Problem to solve:
Leave out the pictures and transcribe everything else exactly.

Provided data:
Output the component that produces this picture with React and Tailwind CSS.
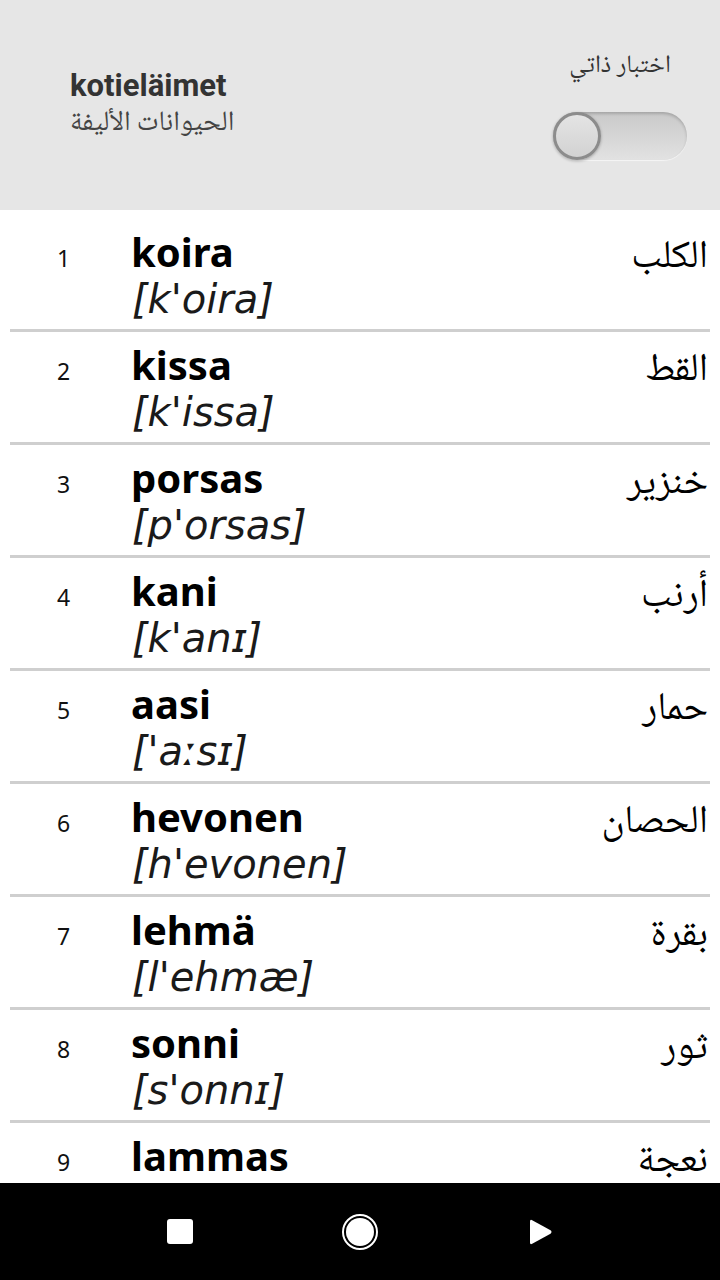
import React from 'react';

const words = [
    { n: 1, fi: 'koira', ipa: "[k'oira]", ar: 'الكلب' },
    { n: 2, fi: 'kissa', ipa: "[k'issa]", ar: 'القط' },
    { n: 3, fi: 'porsas', ipa: "[p'orsas]", ar: 'خنزير' },
    { n: 4, fi: 'kani', ipa: "[k'anɪ]", ar: 'أرنب' },
    { n: 5, fi: 'aasi', ipa: "['aːsɪ]", ar: 'حمار' },
    { n: 6, fi: 'hevonen', ipa: "[h'evonen]", ar: 'الحصان' },
    { n: 7, fi: 'lehmä', ipa: "[l'ehmæ]", ar: 'بقرة' },
    { n: 8, fi: 'sonni', ipa: "[s'onnɪ]", ar: 'ثور' },
    { n: 9, fi: 'lammas', ipa: "[l'ammas]", ar: 'نعجة' },
];

const arabicFont = "font-['Noto_Naskh_Arabic','Noto_Sans_Arabic','DejaVu_Sans',sans-serif]";

const WordRow = ({ item }) => (
    <div className="mx-[10px] border-b-[3px] border-[#cfcfcf] pt-[11px] pb-[8px]">
        <div className="flex h-[44px] items-baseline">
            <span className="w-[121px] pl-[47px] text-[23px] leading-[44px] text-[#111] font-['Noto_Sans',sans-serif]">
                {item.n}
            </span>
            <span className="flex-1 text-[40px] leading-[44px] font-bold text-black font-['Noto_Sans',sans-serif]">
                {item.fi}
            </span>
            <span dir="rtl" className={`pr-[2px] text-[39px] leading-[44px] text-black ${arabicFont}`}>
                {item.ar}
            </span>
        </div>
        <div className="h-[47px] pt-[3px] pl-[122px] text-[40px] leading-[44px] italic text-[#1a1a1a] font-['DejaVu_Sans',sans-serif]">
            {item.ipa}
        </div>
    </div>
);

const Toggle = () => (
    <div className="relative h-[48px] w-[134px] rounded-full bg-gradient-to-b from-[#c9c9c9] to-[#e2e2e2] shadow-[inset_0_2px_3px_rgba(0,0,0,0.18),0_1px_1px_rgba(255,255,255,0.6)]">
        <div className="absolute left-0 top-0 h-[48px] w-[48px] rounded-full border-[3px] border-[#8c8c8c] bg-gradient-to-b from-[#e4e4e4] to-[#d2d2d2] shadow-[0_1px_3px_rgba(0,0,0,0.3)]" />
    </div>
);

const NavBar = () => (
    <div className="flex h-[97px] shrink-0 items-center justify-center bg-black">
        <div className="flex w-[180px] justify-center">
            <div className="h-[25px] w-[26px] rounded-[3px] bg-white" />
        </div>
        <div className="flex w-[180px] justify-center">
            <div className="rounded-full border-2 border-white p-[2px]">
                <div className="h-[28px] w-[28px] rounded-full bg-white" />
            </div>
        </div>
        <div className="flex w-[180px] justify-center">
            <svg width="25" height="28" viewBox="0 0 25 28">
                <path d="M2 3.5 Q2 1 4.2 2.2 L22.5 12.3 Q24.5 14 22.5 15.7 L4.2 25.8 Q2 27 2 24.5 Z" fill="#fff" />
            </svg>
        </div>
    </div>
);

export default function App() {
    return (
        <div className="flex h-[1280px] w-[720px] flex-col overflow-hidden bg-white">
            {/* Header */}
            <div className="flex h-[210px] shrink-0 items-center justify-between bg-[#e6e6e6] pl-[70px] pr-[33px]">
                <div className="flex flex-col">
                    <span className="text-[31px] leading-[38px] font-bold text-[#333] font-['Roboto',sans-serif]">
                        kotieläimet
                    </span>
                    <span dir="rtl" className={`text-left text-[28px] leading-[38px] text-[#444] ${arabicFont}`}>
                        الحيوانات الأليفة
                    </span>
                </div>
                <div className="flex flex-col items-center gap-[30px] pt-[2px]">
                    <span dir="rtl" className={`text-[25px] leading-[30px] text-[#333] ${arabicFont}`}>
                        اختبار ذاتي
                    </span>
                    <Toggle />
                </div>
            </div>

            {/* Word list */}
            <div className="min-h-0 flex-1 overflow-hidden pt-[9px]">
                {words.map((item) => (
                    <WordRow key={item.n} item={item} />
                ))}
            </div>

            <NavBar />
        </div>
    );
}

Exercise solution:
Output the component that produces this picture with React and Tailwind CSS.
import React from 'react';

const words = [
    { n: 1, fi: 'koira', ipa: "[k'oira]", ar: 'الكلب' },
    { n: 2, fi: 'kissa', ipa: "[k'issa]", ar: 'القط' },
    { n: 3, fi: 'porsas', ipa: "[p'orsas]", ar: 'خنزير' },
    { n: 4, fi: 'kani', ipa: "[k'anɪ]", ar: 'أرنب' },
    { n: 5, fi: 'aasi', ipa: "['aːsɪ]", ar: 'حمار' },
    { n: 6, fi: 'hevonen', ipa: "[h'evonen]", ar: 'الحصان' },
    { n: 7, fi: 'lehmä', ipa: "[l'ehmæ]", ar: 'بقرة' },
    { n: 8, fi: 'sonni', ipa: "[s'onnɪ]", ar: 'ثور' },
    { n: 9, fi: 'lammas', ipa: "[l'ammas]", ar: 'نعجة' },
];

const arabicFont = "font-['Noto_Naskh_Arabic','Noto_Sans_Arabic','DejaVu_Sans',sans-serif]";

const WordRow = ({ item }) => (
    <div className="mx-[10px] border-b-[3px] border-[#cfcfcf] pt-[11px] pb-[8px]">
        <div className="flex h-[44px] items-baseline">
            <span className="w-[121px] pl-[47px] text-[23px] leading-[44px] text-[#111] font-['Noto_Sans',sans-serif]">
                {item.n}
            </span>
            <span className="flex-1 text-[40px] leading-[44px] font-bold text-black font-['Noto_Sans',sans-serif]">
                {item.fi}
            </span>
            <span dir="rtl" className={`pr-[2px] text-[39px] leading-[44px] text-black ${arabicFont}`}>
                {item.ar}
            </span>
        </div>
        <div className="h-[47px] pt-[3px] pl-[122px] text-[40px] leading-[44px] italic text-[#1a1a1a] font-['DejaVu_Sans',sans-serif]">
            {item.ipa}
        </div>
    </div>
);

const Toggle = () => (
    <div className="relative h-[48px] w-[134px] rounded-full bg-gradient-to-b from-[#c9c9c9] to-[#e2e2e2] shadow-[inset_0_2px_3px_rgba(0,0,0,0.18),0_1px_1px_rgba(255,255,255,0.6)]">
        <div className="absolute left-0 top-0 h-[48px] w-[48px] rounded-full border-[3px] border-[#8c8c8c] bg-gradient-to-b from-[#e4e4e4] to-[#d2d2d2] shadow-[0_1px_3px_rgba(0,0,0,0.3)]" />
    </div>
);

const NavBar = () => (
    <div className="flex h-[97px] shrink-0 items-center justify-center bg-black">
        <div className="flex w-[180px] justify-center">
            <div className="h-[25px] w-[26px] rounded-[3px] bg-white" />
        </div>
        <div className="flex w-[180px] justify-center">
            <div className="rounded-full border-2 border-white p-[2px]">
                <div className="h-[28px] w-[28px] rounded-full bg-white" />
            </div>
        </div>
        <div className="flex w-[180px] justify-center">
            <svg width="25" height="28" viewBox="0 0 25 28">
                <path d="M2 3.5 Q2 1 4.2 2.2 L22.5 12.3 Q24.5 14 22.5 15.7 L4.2 25.8 Q2 27 2 24.5 Z" fill="#fff" />
            </svg>
        </div>
    </div>
);

export default function App() {
    return (
        <div className="flex h-[1280px] w-[720px] flex-col overflow-hidden bg-white">
            {/* Header */}
            <div className="flex h-[210px] shrink-0 items-center justify-between bg-[#e6e6e6] pl-[70px] pr-[33px]">
                <div className="flex flex-col">
                    <span className="text-[31px] leading-[38px] font-bold text-[#333] font-['Roboto',sans-serif]">
                        kotieläimet
                    </span>
                    <span dir="rtl" className={`text-left text-[28px] leading-[38px] text-[#444] ${arabicFont}`}>
                        الحيوانات الأليفة
                    </span>
                </div>
                <div className="flex flex-col items-center gap-[30px] pt-[2px]">
                    <span dir="rtl" className={`text-[25px] leading-[30px] text-[#333] ${arabicFont}`}>
                        اختبار ذاتي
                    </span>
                    <Toggle />
                </div>
            </div>

            {/* Word list */}
            <div className="min-h-0 flex-1 overflow-hidden pt-[9px]">
                {words.map((item) => (
                    <WordRow key={item.n} item={item} />
                ))}
            </div>

            <NavBar />
        </div>
    );
}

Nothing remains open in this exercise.